The second time to curl the same CSV file will break the server.

* Running on http://0.0.0.0:5000/ (Press CTRL+C to quit)
172.17.0.1 - - [24/Jun/2019 22:59:26] "POST /predict/ HTTP/1.1" 200 -
[2019-06-24 23:03:20,541] ERROR in app: Exception on /predict/ [POST]
Traceback (most recent call last):
  File "/usr/local/lib/python3.5/dist-packages/flask/app.py", line 2311, in wsgi_app
    response = self.full_dispatch_request()
  File "/usr/local/lib/python3.5/dist-packages/flask/app.py", line 1834, in full_dispatch_request
    rv = self.handle_user_exception(e)
  File "/usr/local/lib/python3.5/dist-packages/flask/app.py", line 1737, in handle_user_exception
    reraise(exc_type, exc_value, tb)
  File "/usr/local/lib/python3.5/dist-packages/flask/_compat.py", line 36, in reraise
    raise value
  File "/usr/local/lib/python3.5/dist-packages/flask/app.py", line 1832, in full_dispatch_request
    rv = self.dispatch_request()
  File "/usr/local/lib/python3.5/dist-packages/flask/app.py", line 1818, in dispatch_request
    return self.view_functions[rule.endpoint](**req.view_args)
  File "/root/prosit/server.py", line 29, in predict
    result = prediction.predict(tensor, model, model_config, graph)
  File "/root/prosit/prediction.py", line 17, in predict
    x, verbose=verbose, batch_size=constants.PRED_BATCH_SIZE
  File "/usr/local/lib/python3.5/dist-packages/keras/engine/training.py", line 1167, in predict
    steps=steps)
  File "/usr/local/lib/python3.5/dist-packages/keras/engine/training_arrays.py", line 294, in predict_loop
    batch_outs = f(ins_batch)
  File "/usr/local/lib/python3.5/dist-packages/keras/backend/tensorflow_backend.py", line 2666, in __call__
    return self._call(inputs)
  File "/usr/local/lib/python3.5/dist-packages/keras/backend/tensorflow_backend.py", line 2636, in _call
    fetched = self._callable_fn(*array_vals)
  File "/usr/local/lib/python3.5/dist-packages/tensorflow/python/client/session.py", line 1382, in __call__
    run_metadata_ptr)
  File "/usr/local/lib/python3.5/dist-packages/tensorflow/python/framework/errors_impl.py", line 519, in __exit__
    c_api.TF_GetCode(self.status.status))
tensorflow.python.framework.errors_impl.FailedPreconditionError: Attempting to use uninitialized value dense_1/kernel
         [[Node: dense_1/kernel/read = Identity[T=DT_FLOAT, _device="/job:localhost/replica:0/task:0/device:GPU:0"](dense_1/kernel)]]
         [[Node: out/Reshape/_23 = _Recv[client_terminated=false, recv_device="/job:localhost/replica:0/task:0/device:CPU:0", send_device="/job:localhost/replica:0/task:0/device:GPU:0", send_device_incarnation=1, tensor_name="edge_606_out/Reshape", tensor_type=DT_FLOAT, _device="/job:localhost/replica:0/task:0/device:CPU:0"]()]]
172.17.0.1 - - [24/Jun/2019 23:03:20] "POST /predict/ HTTP/1.1" 500 -

basically after one process the GPU memory is not freed. nvidia-smi shows full memory allocation, even when the GPU is not used anymore.

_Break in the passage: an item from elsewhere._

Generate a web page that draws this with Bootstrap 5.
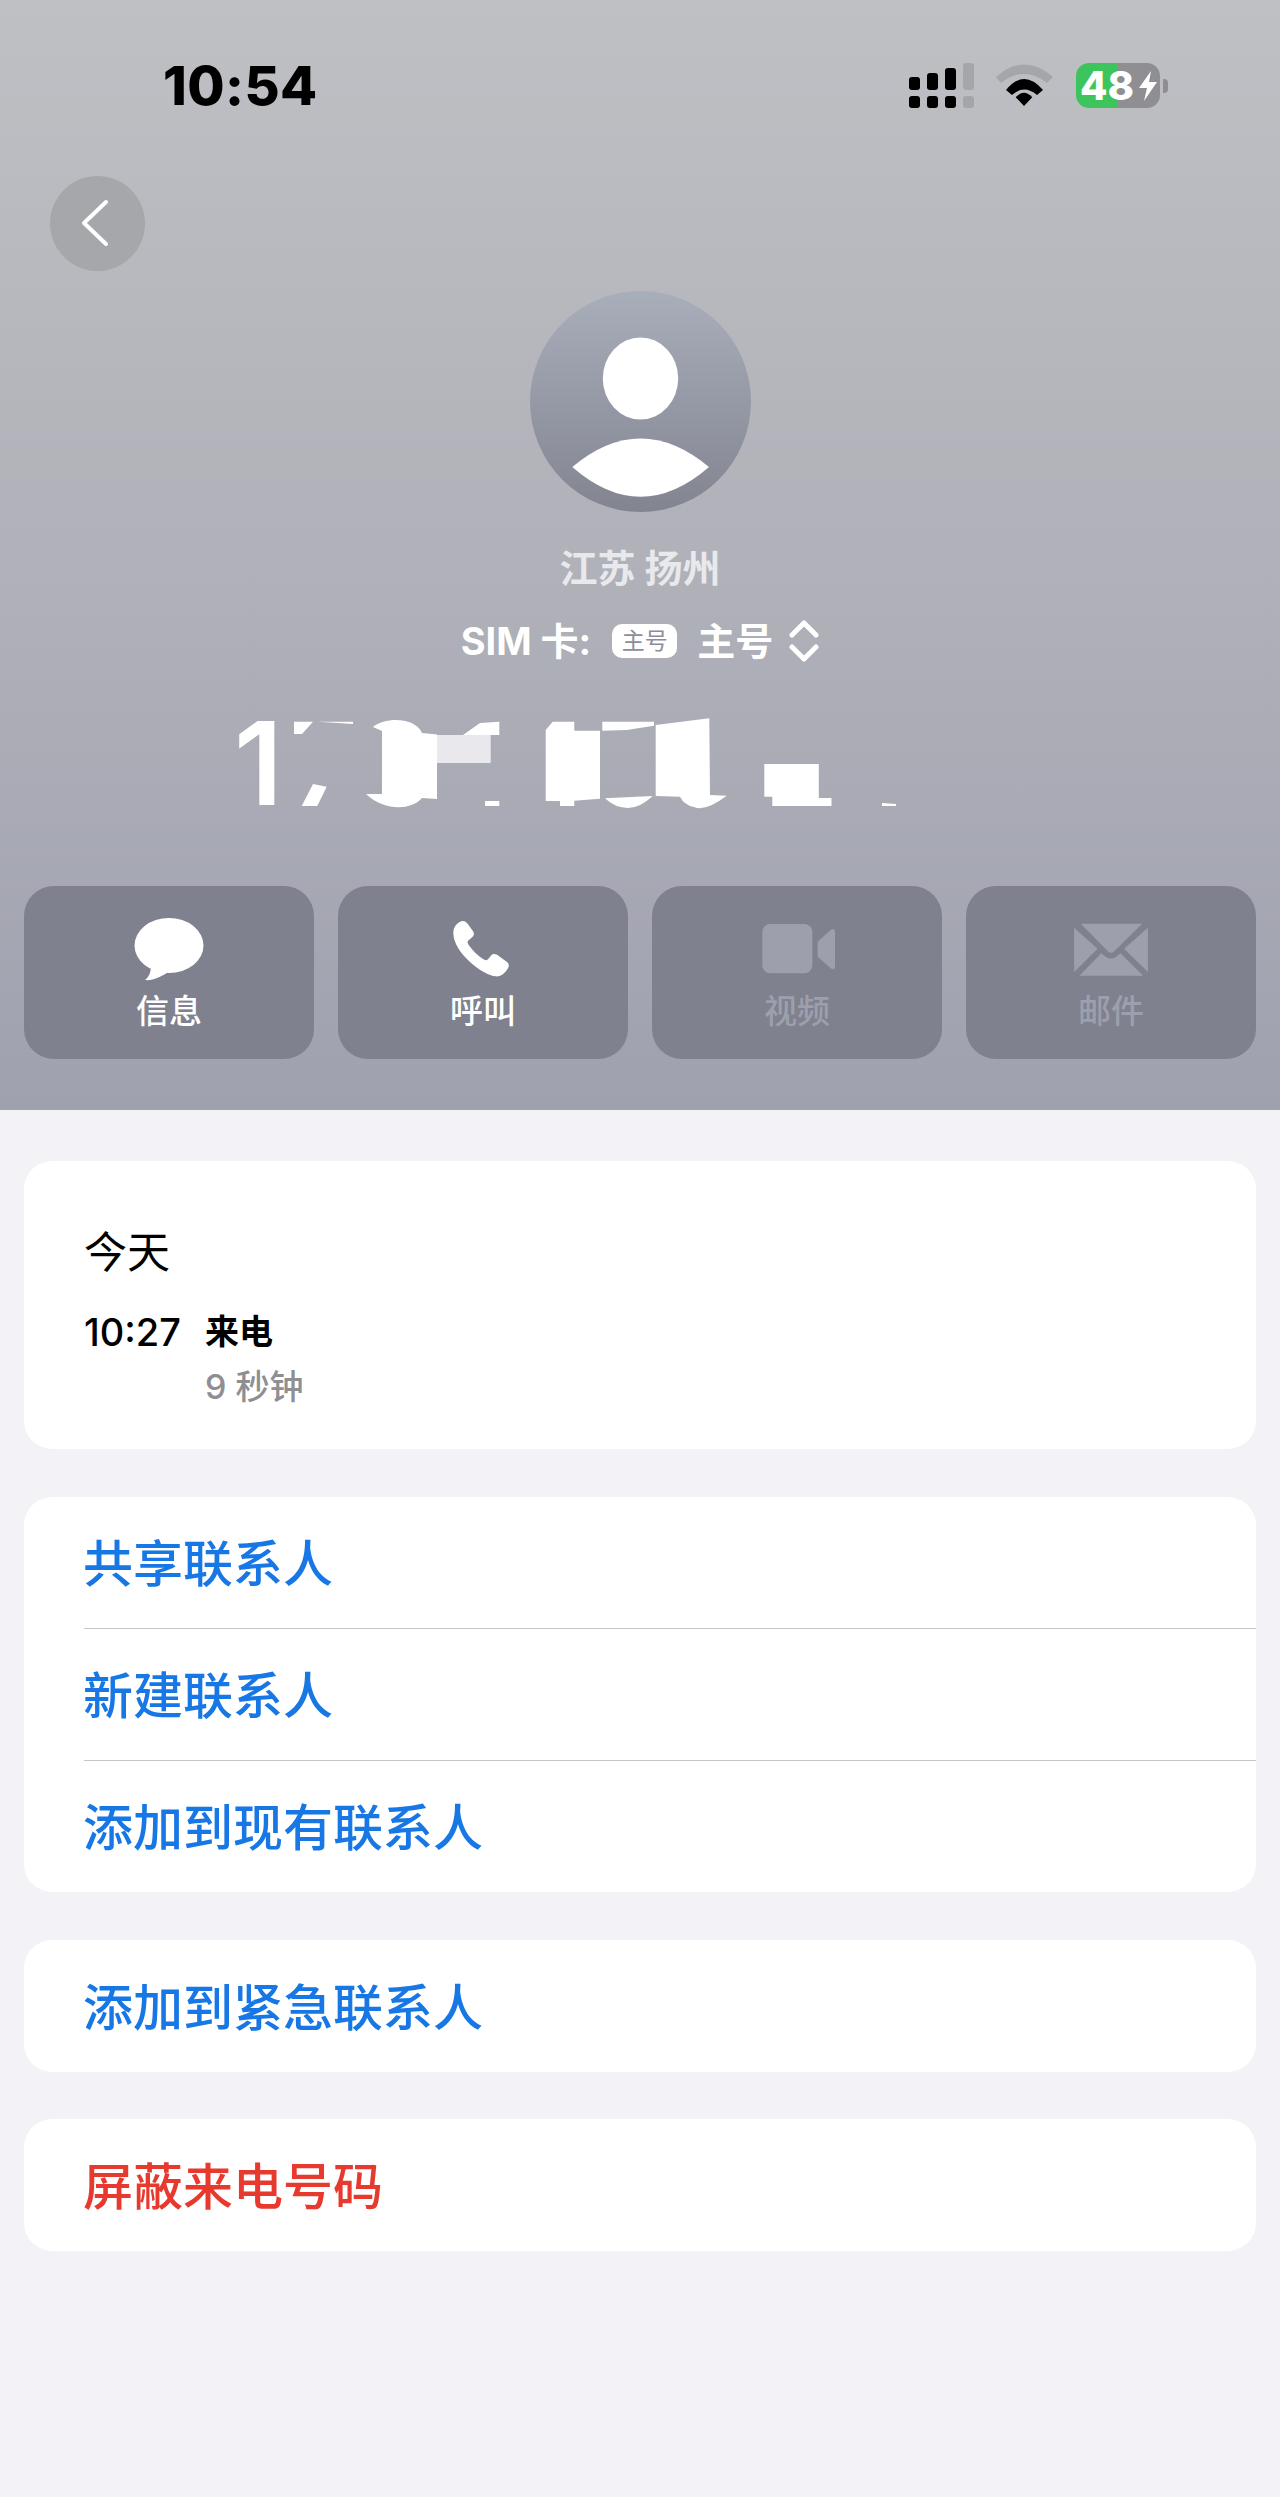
<!DOCTYPE html>
<html lang="zh-CN">
<head>
  <meta charset="UTF-8">
  <meta name="viewport" content="width=device-width, initial-scale=1">
  <title>来电详情</title>
  <link href="https://cdn.jsdelivr.net/npm/bootstrap@5.3.2/dist/css/bootstrap.min.css" rel="stylesheet">
  <style>
    body {
      background-color: #f2f2f7;
      font-family: Inter, "Noto Sans CJK SC", sans-serif;
      min-height: 2497px;
    }
    .call-head {
      height: 1110px;
      background: linear-gradient(180deg, #bfc0c4 0%, #b2b3ba 45%, #9fa1af 100%);
    }
    .status-row {
      padding: 63px 112px 0 163px;
      height: 108px;
    }
    .clock {
      font-size: 54px;
      font-weight: 800;
      line-height: 45px;
      color: #000;
      letter-spacing: 0.4px;
    }
    .wifi-ico {
      margin-left: 22px;
    }
    .batt {
      width: 84px;
      height: 45px;
      margin-left: 23px;
      border-radius: 13px;
      background: linear-gradient(90deg, #3ec45c 49%, #8e8e93 49%);
      color: #fff;
      font-size: 40px;
      font-weight: 800;
      line-height: 45px;
      padding-left: 4px;
    }
    .bolt-ico {
      margin: 0 2px 0 auto;
    }
    .batt-cap {
      width: 5px;
      height: 14px;
      margin-left: 3px;
      background: #8e8e93;
      border-radius: 0 4px 4px 0;
    }
    .back-btn {
      width: 95px;
      height: 95px;
      margin: 68px 0 0 50px;
      background: #a6a7ab;
    }
    .back-ico {
      margin: 0 6px 2px 0;
    }
    .avatar-wrap {
      width: 221px;
      height: 221px;
      margin: 20px auto 0;
    }
    .place {
      margin-top: 31px;
      font-size: 38px;
      font-weight: 700;
      line-height: 50px;
      color: #e8e9ed;
    }
    .sim-row {
      margin-top: 24px;
      height: 48px;
      color: #fff;
      font-size: 38px;
      font-weight: 700;
      line-height: 48px;
    }
    .sim-tag {
      width: 65px;
      height: 34px;
      margin: 0 20px 0 21px;
      background: #fff;
      border-radius: 10px;
      color: #8b8e9a;
      font-size: 23px;
      font-weight: 400;
      line-height: 34px;
    }
    .num-shards {
      margin-top: 35px;
      height: 120px;
    }
    .num-first {
      left: 234px;
      top: 4px;
      font-size: 115px;
      font-weight: 600;
      line-height: 120px;
      color: #fff;
    }
    .action-row {
      margin-top: 66px;
      padding: 0 24px;
      gap: 24px;
    }
    .action-box {
      flex: 1 1 0;
      height: 173px;
      padding-top: 30px;
      background: #7f818f;
      border-radius: 30px;
      color: #fff;
      font-size: 33px;
      font-weight: 500;
      line-height: 48px;
    }
    .action-box.off {
      color: #9d9fad;
    }
    .action-ico {
      height: 66px;
      margin-bottom: 5px;
    }
    .phone-ico {
      margin-right: 3px;
    }
    .video-ico {
      margin-left: 3px;
    }
    .sheet {
      padding: 51px 24px 0;
    }
    .sheet-box {
      background: #fff;
      border: 0;
      border-radius: 28px;
      margin-bottom: 47px;
      overflow: hidden;
    }
    .log-box {
      height: 288px;
      margin-bottom: 48px;
      padding: 60px 60px 0;
    }
    .log-day {
      font-size: 43px;
      line-height: 62px;
      color: #000;
    }
    .log-time {
      width: 121px;
      font-size: 38px;
      font-weight: 500;
      line-height: 50px;
      color: #000;
    }
    .log-kind {
      font-size: 34px;
      font-weight: 700;
      line-height: 50px;
      color: #000;
    }
    .log-len {
      font-size: 34px;
      font-weight: 500;
      line-height: 50px;
      margin-top: 5px;
      color: #8e8e93;
    }
    .log-rows {
      margin-top: 24px;
    }
    .act-line {
      height: 132px;
      padding: 4px 0 0 59px;
      font-size: 50px;
      font-weight: 500;
      color: #1777e5;
    }
    .act-group {
      margin-bottom: 48px;
    }
    .act-group .act-line {
      height: 131px;
    }
    .act-line.danger-line {
      color: #e8392f;
    }
    .act-sep {
      margin-left: 60px;
      border-top: 1.5px solid #c6c6c8;
    }
  </style>
</head>
<body>

<!-- Kopfbereich -->
<header class="call-head">
  <div class="status-row d-flex align-items-center">
    <div class="clock">10:54</div>
    <svg class="ms-auto" width="65" height="45" viewBox="909 63 65 45">
      <rect x="909" y="77" width="11" height="13" rx="3"/>
      <rect x="927" y="73" width="11" height="17" rx="3"/>
      <rect x="945" y="68" width="11" height="22" rx="3"/>
      <rect x="963" y="63" width="11" height="27" rx="3" fill="#a5a6a9"/>
      <rect x="909" y="96" width="11" height="12" rx="3"/>
      <rect x="927" y="96" width="11" height="12" rx="3"/>
      <rect x="945" y="96" width="11" height="12" rx="3"/>
      <rect x="963" y="96" width="11" height="12" rx="3" fill="#a5a6a9"/>
    </svg>
    <svg class="wifi-ico" width="57" height="45" viewBox="996 63 57 45">
      <path fill="#a5a6a9" d="M996,77 Q1024,52 1053,77 L1047,83 Q1024,65 1001,83 Z"/>
      <path d="M1006,90 Q1024,68 1043,90 L1037,95 Q1024,84 1012,95 Z"/>
      <path d="M1015.7,97.3 Q1024,88 1032.3,97.3 L1024,106 Z"/>
    </svg>
    <div class="batt d-flex align-items-center">48<svg class="bolt-ico" width="20" height="30" viewBox="0 0 18 30"><path fill="#fff" d="M12,0 L0,17 L8,17 L5,30 L18,11 L10,11 Z"/></svg></div>
    <div class="batt-cap"></div>
  </div>

  <div class="back-btn rounded-circle d-flex align-items-center justify-content-center">
    <svg class="back-ico" width="30" height="48" viewBox="0 0 30 48"><path d="M26,3 L4,24 L26,45" fill="none" stroke="#fff" stroke-width="4" stroke-linecap="round" stroke-linejoin="round"/></svg>
  </div>

  <div class="avatar-wrap">
    <svg class="d-block" width="221" height="221" viewBox="0 0 221 221">
      <defs>
        <linearGradient id="avaFill" x1="0" y1="0" x2="0" y2="1">
          <stop offset="0" stop-color="#a9aebb"/>
          <stop offset="1" stop-color="#828590"/>
        </linearGradient>
      </defs>
      <circle cx="110.5" cy="110.5" r="110.5" fill="url(#avaFill)"/>
      <ellipse cx="110.5" cy="87.5" rx="37.7" ry="41" fill="#fff"/>
      <path fill="#fff" d="M42.3,176 Q110.5,119 179,176 Q110.5,235.5 42.3,176 Z"/>
    </svg>
  </div>

  <div class="place text-center">江苏 扬州</div>

  <div class="sim-row d-flex justify-content-center align-items-center">
    <span>SIM 卡:</span>
    <span class="sim-tag text-center">主号</span>
    <span>主号</span>
    <svg class="ms-3" width="30" height="42" viewBox="0 0 30 42">
      <path d="M3,15 L15,3 L27,15 M3,27 L15,39 L27,27" fill="none" stroke="#fff" stroke-width="5" stroke-linecap="round" stroke-linejoin="round"/>
    </svg>
  </div>

  <!-- Nummer ist im Original geschwaerzt, nur Reste sichtbar -->
  <div class="num-shards position-relative">
    <svg class="d-block" width="1280" height="120" viewBox="0 700 1280 120">
      <g fill="#fff">
        <path d="M294,721.7 L313,721.7 L302,734 L294,734 Z"/>
        <path d="M317,721.7 L353,721.7 L353,724 L330,722.5 Z"/>
        <path d="M313,784 L326.7,786.7 L317.3,806 L301.7,806 Z"/>
        <path d="M373,727 C385,717 415,717 422,733 L437,734.5 L437,799 L422,798 C412,810 385,812 366,794 L382,794 L382,731 Z"/>
        <path d="M463,735 L480,723 L499.3,721.7 L499.3,735 Z"/>
        <rect x="485" y="801" width="14.3" height="5"/>
        <path d="M545.7,730 L552.7,721.7 L574.3,721.7 L574.3,730.7 L600,730.7 L600,798.7 L574.3,800.7 L574.3,806 L560,806 L560,801 L545.7,801 Z"/>
        <path d="M602.3,721.7 L654,721.7 L654,725.7 L626.7,730 L602.3,730.7 Z"/>
        <path d="M655.7,725 L709.3,718.3 L710,795 L726.7,795.7 Q705,812 694,807 Q684,805 680,796.7 L655.7,796 Z"/>
        <path d="M605,798.3 L652.7,796 Q640,808 628,808 Q615,808 605,798.3 Z"/>
        <path d="M764.3,764 L818.8,764 L818.8,798 L831.5,798 L831.5,806 L772.3,806 L772.3,796.7 L764.3,796.7 Z"/>
        <path d="M882,803 L896,804 L896,806 L882,806 Z"/>
      </g>
      <rect x="437" y="735" width="53.7" height="28" fill="#e9e9ed"/>
    </svg>
    <span class="num-first position-absolute">1</span>
  </div>

  <div class="action-row d-flex">
    <div class="action-box d-flex flex-column align-items-center">
      <div class="action-ico d-flex align-items-center justify-content-center">
        <svg width="70" height="66" viewBox="0 0 70 66">
          <ellipse cx="35" cy="29.5" rx="34.5" ry="27.5" fill="#fff"/>
          <path fill="#fff" d="M17,50 C17,57 14,62 11,64 C18,65 27,61 34,56 Z"/>
        </svg>
      </div>
      <span>信息</span>
    </div>
    <div class="action-box d-flex flex-column align-items-center">
      <div class="action-ico d-flex align-items-center justify-content-center">
        <svg class="phone-ico" width="63" height="63" viewBox="1050 55 190 190">
          <path fill="#fff" d="M1078,68 C1090,60 1098,66 1106,76 L1120,96 C1124,104 1122,110 1116,114 L1106,122 C1102,126 1102,130 1106,136 C1118,154 1134,170 1152,180 C1158,183 1162,183 1166,178 L1174,168 C1178,163 1184,162 1192,166 L1220,186 C1228,192 1230,200 1224,208 C1214,224 1202,232 1188,231 C1150,228 1060,160 1060,100 C1060,86 1066,76 1078,68 Z"/>
        </svg>
      </div>
      <span>呼叫</span>
    </div>
    <div class="action-box off d-flex flex-column align-items-center">
      <div class="action-ico d-flex align-items-center justify-content-center">
        <svg class="video-ico" width="74" height="50" viewBox="127 72 220 150">
          <rect x="127" y="72" width="150" height="148" rx="24" fill="#9d9fad"/>
          <path fill="#9d9fad" d="M293,125 L332,90 Q345,82 345,98 L345,197 Q345,213 332,205 L293,170 Z"/>
        </svg>
      </div>
      <span>视频</span>
    </div>
    <div class="action-box off d-flex flex-column align-items-center">
      <div class="action-ico d-flex align-items-center justify-content-center">
        <svg width="74" height="53" viewBox="1062 68 220 158">
          <g fill="#9d9fad">
            <path d="M1082,70 L1265,70 L1180,154 Q1172,160 1164,154 Z"/>
            <path d="M1062,82 L1132,145 L1062,214 Z"/>
            <path d="M1282,82 L1211,145 L1282,214 Z"/>
            <path d="M1078,225 L1143,158 L1158,170 Q1172,178 1186,170 L1200,158 L1268,225 Z"/>
          </g>
        </svg>
      </div>
      <span>邮件</span>
    </div>
  </div>
</header>

<!-- Listen -->
<main class="sheet">
  <section class="sheet-box log-box">
    <div class="log-day">今天</div>
    <div class="log-rows d-flex">
      <div class="log-time">10:27</div>
      <div>
        <div class="log-kind">来电</div>
        <div class="log-len">9 秒钟</div>
      </div>
    </div>
  </section>

  <section class="sheet-box act-group">
    <div class="act-line d-flex align-items-center">共享联系人</div>
    <div class="act-sep"></div>
    <div class="act-line d-flex align-items-center">新建联系人</div>
    <div class="act-sep"></div>
    <div class="act-line d-flex align-items-center">添加到现有联系人</div>
  </section>

  <section class="sheet-box">
    <div class="act-line d-flex align-items-center">添加到紧急联系人</div>
  </section>

  <section class="sheet-box">
    <div class="act-line danger-line d-flex align-items-center">屏蔽来电号码</div>
  </section>
</main>

<script src="https://cdn.jsdelivr.net/npm/bootstrap@5.3.2/dist/js/bootstrap.bundle.min.js"></script>
</body>
</html>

See also https://github.com/keras-team/keras/issues/12625

|   1  GeForce GTX 108...  Off  | 00000000:03:00.0 Off |                  N/A |
| 30%   49C    P8    17W / 250W |  10787MiB / 11178MiB |      0%      Default |
gessulat commented 5 years ago

Note that the master branch is updated now. The server should not have the issues as described above anymore.

tobigithub commented 5 years ago

@gessulat thank you, the new version works great, no hiccups!